Tbh, I’ve found it difficult to find a lot of previous years’ Ink52 lists, though I admit that my previous attempts were pretty cursory (just a simple image search). I will try to obtain a few lists though, and seek to implement them as alternatives for future Ink52 prompts. Thank you for the suggestion! :)
Even public voting/participation (average theme scores?) might be good base metrics, assuming it isn’t just higher every single month. Though yeah, a wiki would help here.
I think I like how some game-jams run it, more freely-interpreted themes with choice+combos and about a month of relaxed-pace work.
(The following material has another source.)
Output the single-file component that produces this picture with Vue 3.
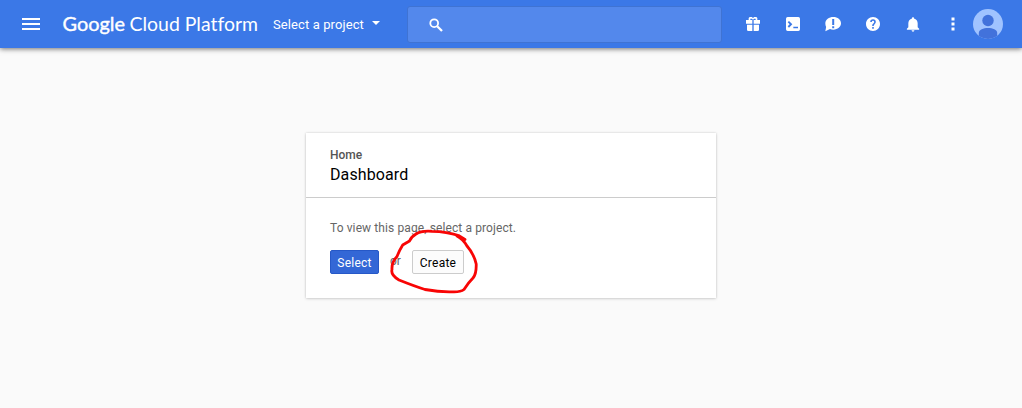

I think a set of up-to 12 entries (4-per week, 3 weeks) is still a pretty good set for a story or setting (for either traditional art or work sessions on a project like a game), for a simple/beginner challenge at least.
A pool of 52 prompts is probably good for choice.
On a personal, non-traditional note
not sure I could get my niche 3D digital format to be very ink-y. Not impossible especially with the palette I’ve been iterating on, but it’d be some mix of:
a. design ‘ink’ lines into the meshes (or as a separate mesh)
b. soft paint all vertex colors in grayscale, add hue via shader parameter (currently 2 colors, 2nd option works via non-opaque and can also be set to emit) in Godot
c. design a shader that stylizes the models further (I sort of have an effect like that, but it’s subtle), perhaps even a texture (not that I really want that)
d. use 2D/semiflat elements in 3D for a layered (or diorama) look
e. 2D polygons or SVG. Similar to previous, CCG set?
Even if I could get a nice ink aesthetic like this for low-poly, I’m guessing it would probably be a no-competitors thing like the equivalent of being the only person to speedrun an obscure 2000s game.
It would be great if an art jam were flexible enough that bigger multimedia project (games/animation etc) entries would be using their own art entry attempts as building blocks (be it directly in-game, a storyboard/cutscene). Though that’s probably a high bar, community-wise.